C. Investments in Environmental Protection:

  1. Use of geologically or environmentally sensitive areas for open space or recreation purposes can reduce potential property damage costs and loss of life. Hazards which can be mitigated through conservation of open space include flooding, slope instability, structural fire damage and earthquake losses.
  2. Research has shown that the economic benefits of park land trees and forests are enormous. For example, areas identified as having significant economic impacts are increased real estate values, energy savings, enhanced opportunities for recreation, improved air quality and storm-water management.
  3. Habitat protection and recreation provision is often the highest and best use of lands that are too fragile for development (e.g., slopes, aquifers, woodlots/urban lungs, floodways).
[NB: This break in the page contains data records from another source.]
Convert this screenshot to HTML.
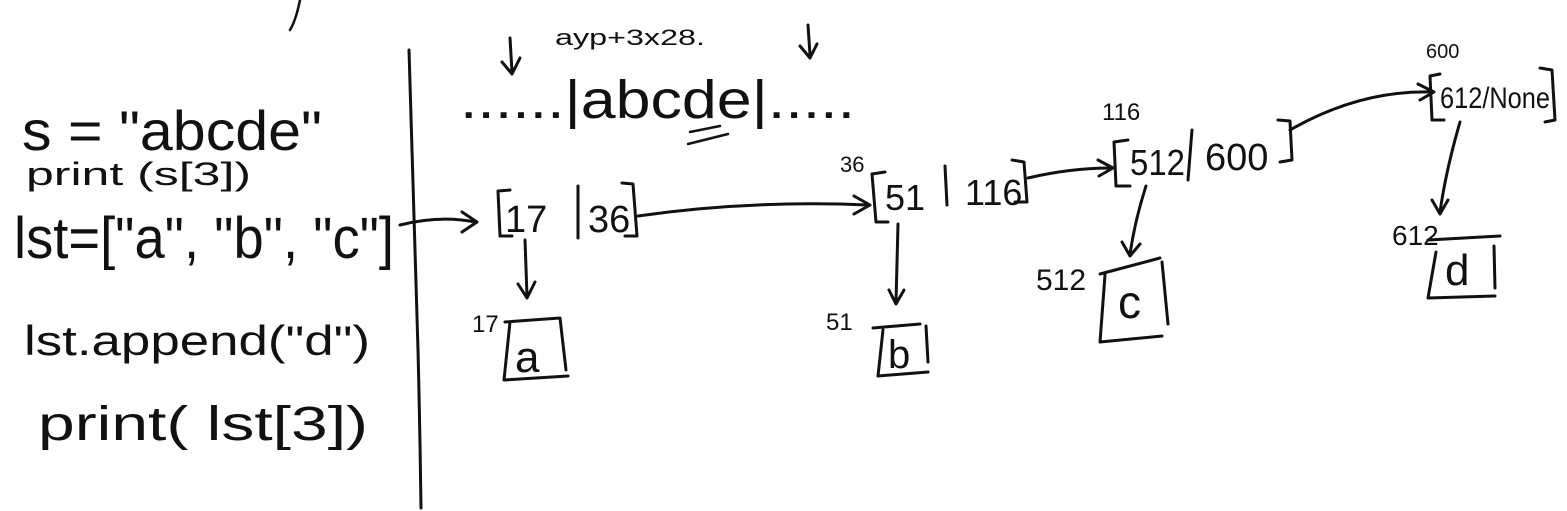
<!DOCTYPE html>
<html><head><meta charset="utf-8"><style>
html,body{margin:0;padding:0;background:#fff;width:1567px;height:511px;overflow:hidden}
svg{display:block}
text{font-family:"Liberation Sans",sans-serif;fill:#111}
</style></head><body>
<svg width="1567" height="511" viewBox="0 0 1567 511" fill="none" stroke="#111" stroke-width="3" stroke-linecap="round" stroke-linejoin="round">
<path d="M409 50 Q414 200 418 350 Q420 430 421 508"/>
<path d="M300 0 Q296 20 290 30" stroke-width="2.5"/>
<g stroke="none">
<text x="22" y="150" font-size="56" textLength="300" lengthAdjust="spacingAndGlyphs">s = "abcde"</text>
<text x="26" y="185" font-size="32" textLength="225" lengthAdjust="spacingAndGlyphs">print (s[3])</text>
<text x="14" y="258" font-size="58" textLength="380" lengthAdjust="spacingAndGlyphs">lst=["a", "b", "c"]</text>
<text x="24" y="355" font-size="42" textLength="346" lengthAdjust="spacingAndGlyphs">lst.append("d")</text>
<text x="38" y="440" font-size="48" textLength="330" lengthAdjust="spacingAndGlyphs">print( lst[3])</text>
<text x="555" y="45" font-size="22" textLength="150" lengthAdjust="spacingAndGlyphs">ayp+3x28.</text>
<text x="460" y="118" font-size="54" textLength="395" lengthAdjust="spacingAndGlyphs">......|abcde|.....</text>
<text x="840" y="172" font-size="22">36</text>
<text x="1102" y="120" font-size="24">116</text>
<text x="1426" y="58" font-size="20">600</text>
<text x="472" y="332" font-size="24">17</text>
<text x="826" y="330" font-size="24">51</text>
<text x="1036" y="290" font-size="30">512</text>
<text x="1392" y="245" font-size="28">612</text>
<text x="505" y="232" font-size="38">17</text>
<text x="588" y="232" font-size="38">36</text>
<text x="885" y="210" font-size="36">51</text>
<text x="965" y="205" font-size="36">116</text>
<text x="1130" y="175" font-size="36" textLength="55" lengthAdjust="spacingAndGlyphs">512</text>
<text x="1205" y="170" font-size="38">600</text>
<text x="1440" y="108" font-size="30" textLength="110" lengthAdjust="spacingAndGlyphs">612/None</text>
<text x="515" y="372" font-size="44">a</text>
<text x="888" y="368" font-size="40">b</text>
<text x="1118" y="318" font-size="46">c</text>
<text x="1445" y="285" font-size="44">d</text>
</g>
<path d="M690 132 L720 126 M688 144 L728 134" stroke-width="2.5"/>
<path d="M510 38 L512 72 M502 62 L512 74 L520 58"/>
<path d="M808 25 L810 55 M800 46 L810 58 L817 44"/>
<path d="M510 190 L498 191 L500 236 L512 236"/>
<path d="M578 186 L578 238"/>
<path d="M622 183 L633 184 L637 236 L625 236"/>
<path d="M885 172 L872 174 L876 222 L888 222"/>
<path d="M945 166 L947 205"/>
<path d="M1012 160 L1024 162 L1027 202 L1015 202"/>
<path d="M1128 140 L1114 142 L1116 186 L1130 186"/>
<path d="M1192 130 L1188 180"/>
<path d="M1278 120 L1290 121 L1292 160 L1280 162"/>
<path d="M1440 74 L1430 76 L1432 120 L1444 120"/>
<path d="M1540 68 L1552 70 L1555 120 L1545 122"/>
<path d="M400 225 Q440 215 475 222 M462 212 L477 222 L462 232"/>
<path d="M638 216 Q750 200 868 205 M854 196 L870 205 L854 214"/>
<path d="M1028 178 Q1070 168 1112 168 M1098 160 L1113 168 L1099 176"/>
<path d="M1290 130 Q1360 90 1432 92 M1418 84 L1434 92 L1420 100"/>
<path d="M525 240 L527 296 M518 284 L527 298 L535 282"/>
<path d="M898 224 L896 302 M889 290 L896 304 L904 290"/>
<path d="M1146 186 Q1135 220 1130 254 M1122 242 L1130 256 L1140 244"/>
<path d="M1460 122 Q1446 170 1440 212 M1432 200 L1440 214 L1448 200"/>
<path d="M510 322 L504 380 L568 376 M505 322 L560 318 M560 318 L566 370"/>
<path d="M873 328 L920 324 M883 330 L878 376 L928 372 M926 326 L928 362"/>
<path d="M1100 274 L1160 258 M1105 275 L1100 342 L1162 336 M1162 262 L1168 324"/>
<path d="M1428 240 L1500 236 M1436 252 L1428 298 L1495 296 M1494 246 L1495 288"/>
</svg>
</body></html>
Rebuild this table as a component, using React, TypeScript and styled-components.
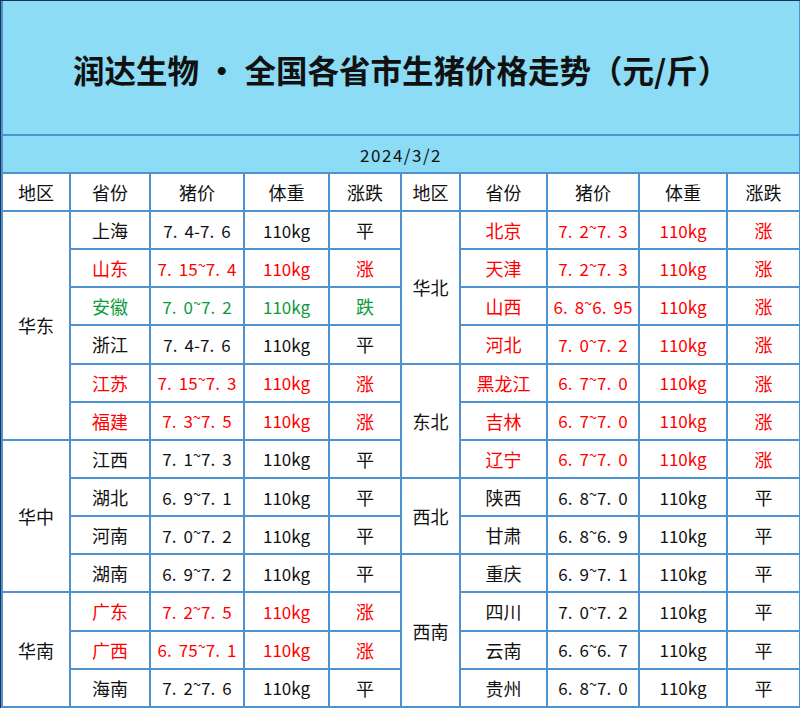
import React from "react";
import styled, { createGlobalStyle } from "styled-components";

const GlobalStyle = createGlobalStyle`
  html, body {
    margin: 0;
    padding: 0;
    background: #ffffff;
  }
  body {
    font-family: "Noto Sans CJK SC", "Noto Sans", sans-serif;
  }
`;

const Frame = styled.div`
  width: 799px;
  border-top: 1px solid #1d3550;
  border-left: 1px solid #1d3550;
`;

const Sheet = styled.table`
  width: 798px;
  border-collapse: collapse;
  table-layout: fixed;
`;

const TitleCell = styled.td`
  height: 130px;
  background: #8cdcf6;
  border: 2px solid #4f92d0;
  border-top: none;
  text-align: center;
  vertical-align: middle;
  font-size: 31.5px;
  font-weight: 700;
  color: #111;
  padding: 3px 0 0 0;
`;

const DateCell = styled.td`
  height: 36px;
  background: #8cdcf6;
  border: 2px solid #4f92d0;
  text-align: center;
  vertical-align: middle;
  font-size: 17px;
  letter-spacing: 1.5px;
  color: #111;
  padding: 0;
`;

const HeadCell = styled.th`
  height: 36px;
  background: #ffffff;
  border: 2px solid #4f92d0;
  font-size: 18px;
  font-weight: 400;
  color: #111;
  text-align: center;
  vertical-align: middle;
  padding: 0;
`;

const RegionCell = styled.td`
  border: 2px solid #4f92d0;
  font-size: 18px;
  font-weight: 400;
  color: #111;
  text-align: center;
  vertical-align: middle;
  padding: 0;
`;

const Cell = styled.td<{ $tone: string; $num?: boolean }>`
  height: 36.15px;
  border: 2px solid #4f92d0;
  font-size: ${(p) => (p.$num ? "17px" : "18px")};
  color: ${(p) => p.$tone};
  text-align: center;
  vertical-align: middle;
  padding: 0;
  white-space: nowrap;
`;

const Dot = styled.span`
  padding-right: 0.42em;
`;

const Tilde = styled.span`
  display: inline-block;
  font-size: 0.85em;
  vertical-align: 0.35em;
  line-height: 1;
`;

const Middle = styled.span`
  margin: 0 7px;
`;

type Entry = [string, string, string];
type Group = { region: string; rows: Entry[] };

const left: Group[] = [
  {
    region: "华东",
    rows: [
      ["上海", "7.4-7.6", "平"],
      ["山东", "7.15~7.4", "涨"],
      ["安徽", "7.0~7.2", "跌"],
      ["浙江", "7.4-7.6", "平"],
      ["江苏", "7.15~7.3", "涨"],
      ["福建", "7.3~7.5", "涨"],
    ],
  },
  {
    region: "华中",
    rows: [
      ["江西", "7.1~7.3", "平"],
      ["湖北", "6.9~7.1", "平"],
      ["河南", "7.0~7.2", "平"],
      ["湖南", "6.9~7.2", "平"],
    ],
  },
  {
    region: "华南",
    rows: [
      ["广东", "7.2~7.5", "涨"],
      ["广西", "6.75~7.1", "涨"],
      ["海南", "7.2~7.6", "平"],
    ],
  },
];

const right: Group[] = [
  {
    region: "华北",
    rows: [
      ["北京", "7.2~7.3", "涨"],
      ["天津", "7.2~7.3", "涨"],
      ["山西", "6.8~6.95", "涨"],
      ["河北", "7.0~7.2", "涨"],
    ],
  },
  {
    region: "东北",
    rows: [
      ["黑龙江", "6.7~7.0", "涨"],
      ["吉林", "6.7~7.0", "涨"],
      ["辽宁", "6.7~7.0", "涨"],
    ],
  },
  {
    region: "西北",
    rows: [
      ["陕西", "6.8~7.0", "平"],
      ["甘肃", "6.8~6.9", "平"],
    ],
  },
  {
    region: "西南",
    rows: [
      ["重庆", "6.9~7.1", "平"],
      ["四川", "7.0~7.2", "平"],
      ["云南", "6.6~6.7", "平"],
      ["贵州", "6.8~7.0", "平"],
    ],
  },
];

type Flat = { region: string | null; span: number; entry: Entry };

const flatten = (groups: Group[]): Flat[] =>
  groups.flatMap((g) =>
    g.rows.map((entry, i) => ({
      region: i === 0 ? g.region : null,
      span: g.rows.length,
      entry,
    }))
  );

const toneOf = (trend: string) =>
  trend === "涨" ? "#ff0000" : trend === "跌" ? "#0b9b3a" : "#111111";

const Price = ({ value }: { value: string }) => (
  <>
    {value.split("").map((ch, i) =>
      ch === "." ? (
        <Dot key={i}>.</Dot>
      ) : ch === "~" ? (
        <Tilde key={i}>~</Tilde>
      ) : (
        <span key={i}>{ch}</span>
      )
    )}
  </>
);

const widths = [68, 80, 94, 85, 72, 59, 87, 92, 88, 73];
const heads = ["地区", "省份", "猪价", "体重", "涨跌", "地区", "省份", "猪价", "体重", "涨跌"];

const Side = ({ item }: { item: Flat }) => {
  const [prov, price, trend] = item.entry;
  const tone = toneOf(trend);
  return (
    <>
      {item.region && <RegionCell rowSpan={item.span}>{item.region}</RegionCell>}
      <Cell $tone={tone}>{prov}</Cell>
      <Cell $tone={tone} $num>
        <Price value={price} />
      </Cell>
      <Cell $tone={tone} $num>
        110kg
      </Cell>
      <Cell $tone={tone}>{trend}</Cell>
    </>
  );
};

const App = () => {
  const l = flatten(left);
  const r = flatten(right);
  return (
    <>
      <GlobalStyle />
      <Frame>
        <Sheet>
          <colgroup>
            {widths.map((w, i) => (
              <col key={i} style={{ width: w }} />
            ))}
          </colgroup>
          <tbody>
            <tr>
              <TitleCell colSpan={10}>
                润达生物<Middle>·</Middle>全国各省市生猪价格走势（元/斤）
              </TitleCell>
            </tr>
            <tr>
              <DateCell colSpan={10}>2024/3/2</DateCell>
            </tr>
            <tr>
              {heads.map((h, i) => (
                <HeadCell key={i}>{h}</HeadCell>
              ))}
            </tr>
            {l.map((item, i) => (
              <tr key={i}>
                <Side item={item} />
                <Side item={r[i]} />
              </tr>
            ))}
          </tbody>
        </Sheet>
      </Frame>
    </>
  );
};

export default App;
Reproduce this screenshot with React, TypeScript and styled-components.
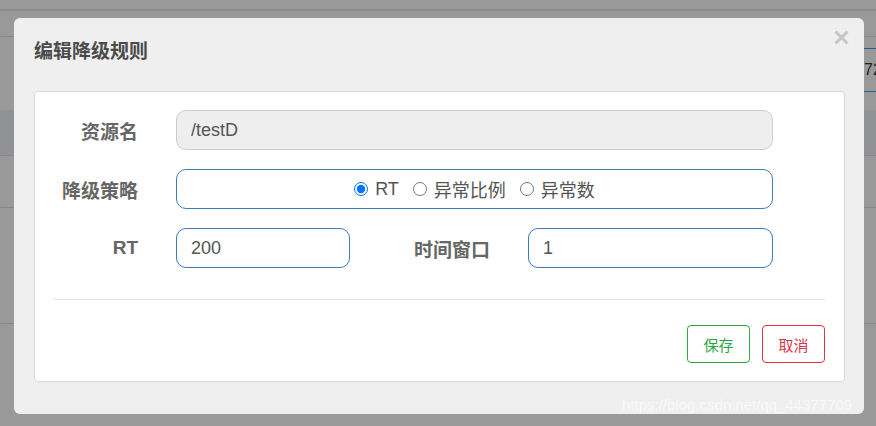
import React, { FC } from "react"
import styled, { createGlobalStyle } from "styled-components"

const GlobalStyle = createGlobalStyle`
  html, body {
    margin: 0;
    padding: 0;
    height: 100%;
  }
  body {
    background: #999;
    font-family: "Liberation Sans", "Noto Sans CJK SC", sans-serif;
    overflow: hidden;
  }
`

// dimmed page behind the dialog
const Page = styled.div`
  height: 426px;
  display: flex;
  flex-direction: column;
  overflow: hidden;
`
const TopStrip = styled.div`
  height: 9px;
  border-bottom: 2px solid #8c8c8c;
`
const BgRow = styled.div<{ $h: number; $shade?: boolean; $line?: boolean }>`
  height: ${(p) => p.$h}px;
  flex-shrink: 0;
  background: ${(p) => (p.$shade ? "#909296" : "transparent")};
  border-bottom: ${(p) => (p.$line ? "1px solid #878787" : "none")};
  display: flex;
  align-items: flex-start;
  padding-left: 864px;
`
const BgInput = styled.div`
  margin-top: 11px;
  width: 60px;
  height: 42px;
  border-top: 1px solid #2b5c8a;
  border-bottom: 1px solid #2b5c8a;
  font-size: 16px;
  line-height: 42px;
  color: #222;
`

const Overlay = styled.div`
  position: fixed;
  inset: 0;
`
const Modal = styled.div`
  margin: 18px 0 0 14px;
  width: 850px;
  height: 396px;
  background: #efefef;
  border-radius: 6px;
  display: flex;
  flex-direction: column;
`
const Header = styled.div`
  display: flex;
  justify-content: space-between;
  align-items: flex-start;
  padding: 20px 15px 0 20px;
  height: 53px;
`
const Title = styled.h4`
  margin: 0;
  font-family: "Noto Sans CJK SC", sans-serif;
  font-size: 19px;
  line-height: 24px;
  font-weight: bold;
  color: #4a4a4a;
`
const Close = styled.button`
  margin-top: -8px;
  padding: 0;
  border: 0;
  background: none;
  width: 15px;
  height: 15px;
  display: flex;
  cursor: pointer;
`
const Card = styled.div`
  margin: 0 19px 0 20px;
  background: #fff;
  border: 1px solid #dadada;
  border-radius: 4px;
  padding: 18px 19px 18px 18px;
`
const Form = styled.div`
  display: flex;
  flex-direction: column;
  gap: 19px;
`
const Row = styled.div`
  display: flex;
  align-items: center;
  height: 40px;
`
const Label = styled.label<{ $w: number }>`
  width: ${(p) => p.$w}px;
  margin-right: 38px;
  text-align: right;
  font-family: "Liberation Sans", "Noto Sans CJK SC", sans-serif;
  font-size: 19px;
  font-weight: bold;
  color: #666;
`
const Field = styled.input<{ $w: number; $disabled?: boolean }>`
  box-sizing: border-box;
  width: ${(p) => p.$w}px;
  height: 40px;
  padding: 0 14px;
  border: 1px solid ${(p) => (p.$disabled ? "#cdcdcd" : "#3a7cbd")};
  border-radius: 10px;
  background: ${(p) => (p.$disabled ? "#eee" : "#fff")};
  font-family: "Liberation Sans", sans-serif;
  font-size: 18px;
  color: #555;
  outline: none;
`
const RadioBox = styled.div`
  box-sizing: border-box;
  width: 597px;
  height: 40px;
  border: 1px solid #3a7cbd;
  border-radius: 10px;
  display: flex;
  justify-content: center;
  align-items: center;
  gap: 14px;
`
const Option = styled.label`
  display: flex;
  align-items: center;
  gap: 7px;
  font-family: "Liberation Sans", "Noto Sans CJK SC", sans-serif;
  font-size: 18px;
  color: #555;
`
const Radio = styled.input`
  margin: 0;
  width: 14px;
  height: 14px;
`
const Divider = styled.div`
  margin-top: 31px;
  height: 1px;
  background: #e5e5e5;
`
const Footer = styled.div`
  margin-top: 25px;
  display: flex;
  justify-content: flex-end;
  gap: 12px;
`
const Button = styled.button<{ $color: string }>`
  width: 63px;
  height: 38px;
  background: #fff;
  border: 1px solid ${(p) => p.$color};
  border-radius: 4px;
  color: ${(p) => p.$color};
  font-family: "Noto Sans CJK SC", sans-serif;
  font-size: 15px;
  cursor: pointer;
`
const Watermark = styled.div`
  position: fixed;
  left: 622px;
  top: 396px;
  font-family: "Liberation Sans", sans-serif;
  font-size: 15px;
  color: rgba(255, 255, 255, 0.6);
  white-space: nowrap;
`

const App: FC = () => {
  return (
    <>
      <GlobalStyle />
      <Page>
        <TopStrip />
        <BgRow $h={25} $line />
        <BgRow $h={73}>
          <BgInput>72</BgInput>
        </BgRow>
        <BgRow $h={45} $shade $line />
        <BgRow $h={51} $line />
        <BgRow $h={115} $line />
      </Page>
      <Overlay>
        <Modal>
          <Header>
            <Title>编辑降级规则</Title>
            <Close aria-label="close">
              <svg width="15" height="15" viewBox="0 0 15 15">
                <path d="M1.5 1.5 L13.5 13.5 M13.5 1.5 L1.5 13.5" stroke="#c6c6c6" strokeWidth="3" />
              </svg>
            </Close>
          </Header>
          <Card>
            <Form>
              <Row>
                <Label $w={85}>资源名</Label>
                <Field $w={597} $disabled readOnly defaultValue="/testD" />
              </Row>
              <Row>
                <Label $w={85}>降级策略</Label>
                <RadioBox>
                  <Option>
                    <Radio type="radio" name="grade" defaultChecked />
                    RT
                  </Option>
                  <Option>
                    <Radio type="radio" name="grade" />
                    异常比例
                  </Option>
                  <Option>
                    <Radio type="radio" name="grade" />
                    异常数
                  </Option>
                </RadioBox>
              </Row>
              <Row>
                <Label $w={85}>RT</Label>
                <Field $w={174} defaultValue="200" />
                <Label $w={140}>时间窗口</Label>
                <Field $w={245} defaultValue="1" />
              </Row>
            </Form>
            <Divider />
            <Footer>
              <Button $color="#28a745">保存</Button>
              <Button $color="#dc3545">取消</Button>
            </Footer>
          </Card>
        </Modal>
      </Overlay>
      <Watermark>https://blog.csdn.net/qq_44377709</Watermark>
    </>
  )
}

export default App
The cost of not protecting these assets is incredibly high in the long run.

D. Savings Through Better Health and Lower Crime:

  1. Physical and mental health achieved through recreation and balanced, meaningful lifestyles reduces expensive health care costs.
  2. The nation could save $20 billion per year in the United States if every sedentary American walked an hour a day according to a study conducted by Brown University.
  3. The confidence and personal development that one gains through recreation activity enhances the individual's ability to access more productive work roles, generally increasing the community's productivity (and GNP).
  4. Employees who recreate and are physically fit are more productive, absent less often and less likely to have an accident.
  5. Parks and recreation programs can provide positive activities for youth leisure time. It costs more than one hundred times per youth to incarcerate a child than it does to provide recreation programs.
  6. In the U.S. in 1992, 21.8 million youth under the age of 21 were arrested and the cost of incarcerating these youth was $2.3 billion annually. According to James Sharp, former president of the National League of Cities, "We are going to recreate or we are going to incarcerate."